Transforming a DE into Bessel's Equation

[vertices]

I am trying to understand why the General solution to this DE:

x\frac{d^2y}{dx^2} +y=0 (1)

is:

y(x)=x^{\frac{1}{2}}\left(AJ_1(2x^{\frac{1}{2}})+BY_1(2x^{\frac{1}{2}})\right) (*)

This is part of a physics problem - the solutions (as in 'answers') don't offer any explanation - they simply say:

y'' + \frac{1-2a}{x}y' + \left((bcx^{c-1})^2+ \frac{a^2 - p^2 c^2}{x^2}\right)y=0 (2)

where

y=x^aZ_p(bx^c) (3)

Z_p satisfies the Bessel Eqn of order p.

If we equate the coefficients of (2) with the original DE (1), this gives us the solution (*).
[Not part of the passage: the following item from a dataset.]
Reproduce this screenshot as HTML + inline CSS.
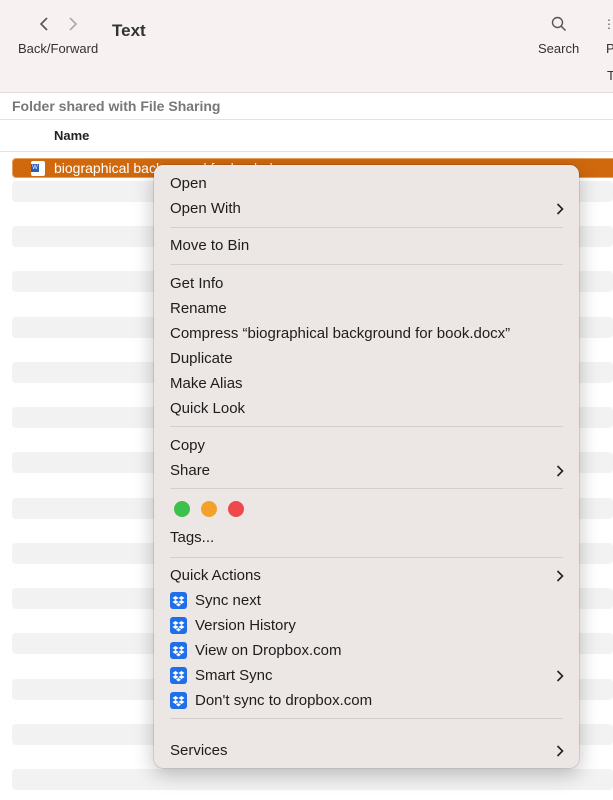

I really can't see where (2) has come from. I've tried substituting in (3) into the original DE and get a horribly complicated expression which doesn't look anything like (2) - also I can't understand why 'p', the order of the Bessel's Equation, enters the DE (2).

Any help would be much appreciated.

thanks.

 

[LCKurtz]

I would suggest trying to solve your DE directly. x = 0 is a regular singular point, so you would look for a solution of the form

y = \sum_0^\infty a_nx^{n+r}

Plug that in the equation using usual series methods. You should get an indicial equation of (r)(r-1)= 0. The roots differ by an integer so you can get one solution using r = 1. If you work it out you should get

a_n = \frac{(-1)^n a_0}{(n+1)!n!}

giving a solution

y(x) = \sum_0^\infty \frac{(-1)^na_0}{(n+1)!n!}\ x^{n+1}

Remembering that

J_1(x)= \sum_0^\infty \frac{(-1)^n}{n!\Gamma(n+2)}\left(\frac x 2\right)^{2n+1}

Using this you should be able to calculate

\sqrt xJ_1(2\sqrt x)

and get the series for y(x) above. You will have to review how to get the second solution when the indicial roots differ by an integer, but this should get you started.

 

[vertices]

Thanks LCKurtz -

Can I ask a stupid question though (my maths knowledge is very superficial): if we know that J₁(x) is a solution to a DE, isn't it always the case that Y₁(x) must also be part of the general solution (as it is linearly independent to to J₁)?

Also can you offer any insight on why the original DE can be transformed(?) into this DE:

y'' + \frac{1-2a}{x}y' + \left((bcx^{c-1})^2+ \frac{a^2 - p^2 c^2}{x^2}\right)y=0

where

y=x^aJ_p(bx^c)

 

[jackmell]

I am trying to understand why the General solution to this DE:

x\frac{d^2y}{dx^2} +y=0 (1)

is:

y(x)=x^{\frac{1}{2}}\left(AJ_1(2x^{\frac{1}{2}})+BY_1(2x^{\frac{1}{2}})\right) (*)

Hi. You know about Mathworld? Google it and then do a Bessel equation search and scroll down to the Bowman forumulation of Bessel's equation. The one with all the parameters. Now substitute your equation into that one. I get \alpha=1/2, n=1, \gamma=1/2, \beta=\pm 2 then substitute those into the solution given to arrive at

y(x)=x^{\frac{1}{2}}\left(AJ_1(2x^{\frac{1}{2}})+BY_1(2x^{\frac{1}{2}})\right)

I'm not too sure about the \pm \beta part though.